* Code that builds pages:
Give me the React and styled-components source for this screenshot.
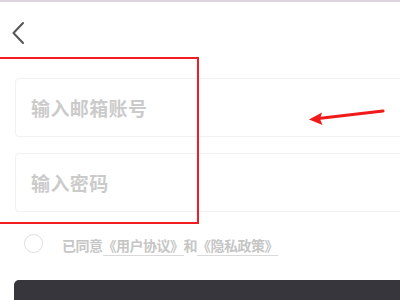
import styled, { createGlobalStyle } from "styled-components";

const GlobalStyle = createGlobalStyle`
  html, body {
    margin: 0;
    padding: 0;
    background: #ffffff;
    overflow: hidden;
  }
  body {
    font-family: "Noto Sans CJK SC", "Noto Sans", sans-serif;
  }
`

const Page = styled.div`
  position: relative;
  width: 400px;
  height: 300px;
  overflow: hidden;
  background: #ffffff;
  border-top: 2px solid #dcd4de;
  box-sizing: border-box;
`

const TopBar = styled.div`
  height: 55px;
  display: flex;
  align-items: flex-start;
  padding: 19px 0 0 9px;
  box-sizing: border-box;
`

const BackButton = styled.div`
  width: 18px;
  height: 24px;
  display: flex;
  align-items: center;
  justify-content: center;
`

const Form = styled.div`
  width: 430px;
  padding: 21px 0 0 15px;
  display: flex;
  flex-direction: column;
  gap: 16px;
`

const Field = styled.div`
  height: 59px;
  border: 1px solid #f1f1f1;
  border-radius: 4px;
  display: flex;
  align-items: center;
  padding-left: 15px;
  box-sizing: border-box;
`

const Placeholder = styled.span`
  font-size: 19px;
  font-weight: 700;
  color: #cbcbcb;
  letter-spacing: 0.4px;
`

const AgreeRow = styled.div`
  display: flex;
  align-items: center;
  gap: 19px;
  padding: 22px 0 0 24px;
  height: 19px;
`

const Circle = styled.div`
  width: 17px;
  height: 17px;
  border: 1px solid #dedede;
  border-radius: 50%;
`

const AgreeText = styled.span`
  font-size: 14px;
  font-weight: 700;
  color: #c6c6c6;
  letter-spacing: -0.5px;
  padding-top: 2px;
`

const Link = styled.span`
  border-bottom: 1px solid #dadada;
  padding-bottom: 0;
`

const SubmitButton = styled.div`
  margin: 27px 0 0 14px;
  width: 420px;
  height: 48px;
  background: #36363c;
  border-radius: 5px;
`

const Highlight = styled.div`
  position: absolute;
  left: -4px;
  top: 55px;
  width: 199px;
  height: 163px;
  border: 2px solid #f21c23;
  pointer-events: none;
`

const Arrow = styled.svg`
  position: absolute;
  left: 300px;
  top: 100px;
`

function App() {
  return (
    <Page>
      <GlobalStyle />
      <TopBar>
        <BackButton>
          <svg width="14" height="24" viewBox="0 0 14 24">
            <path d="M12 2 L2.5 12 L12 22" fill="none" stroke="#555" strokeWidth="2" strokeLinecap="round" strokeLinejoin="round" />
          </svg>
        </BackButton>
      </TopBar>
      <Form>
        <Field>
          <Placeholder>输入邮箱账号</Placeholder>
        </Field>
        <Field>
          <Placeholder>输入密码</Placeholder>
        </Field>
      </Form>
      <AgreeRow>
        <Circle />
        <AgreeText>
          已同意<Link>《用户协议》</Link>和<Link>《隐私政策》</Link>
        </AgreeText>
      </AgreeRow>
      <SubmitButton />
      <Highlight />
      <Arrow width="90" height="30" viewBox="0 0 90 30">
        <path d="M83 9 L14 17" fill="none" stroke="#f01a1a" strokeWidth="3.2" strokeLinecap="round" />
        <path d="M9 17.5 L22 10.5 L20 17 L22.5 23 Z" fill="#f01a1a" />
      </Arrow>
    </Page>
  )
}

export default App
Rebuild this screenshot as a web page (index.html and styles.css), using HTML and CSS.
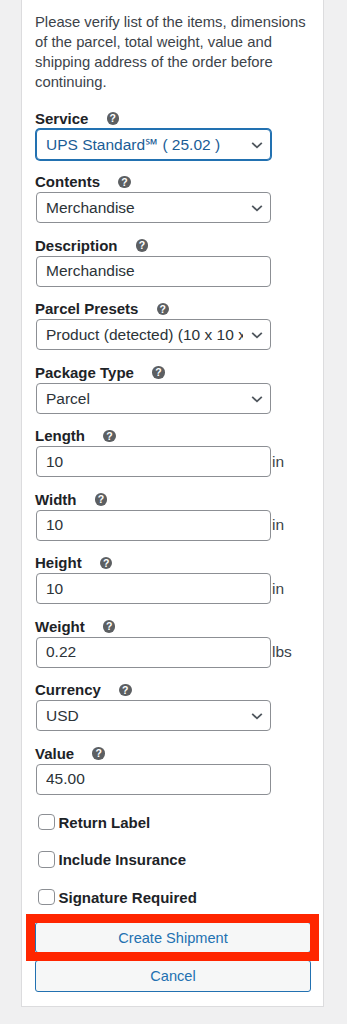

* EXERCISE OBJECTIVE: Return all lines containing the word "components".

* THE RESPONSE:
Give me the React and styled-components source for this screenshot.
import styled, { createGlobalStyle } from "styled-components";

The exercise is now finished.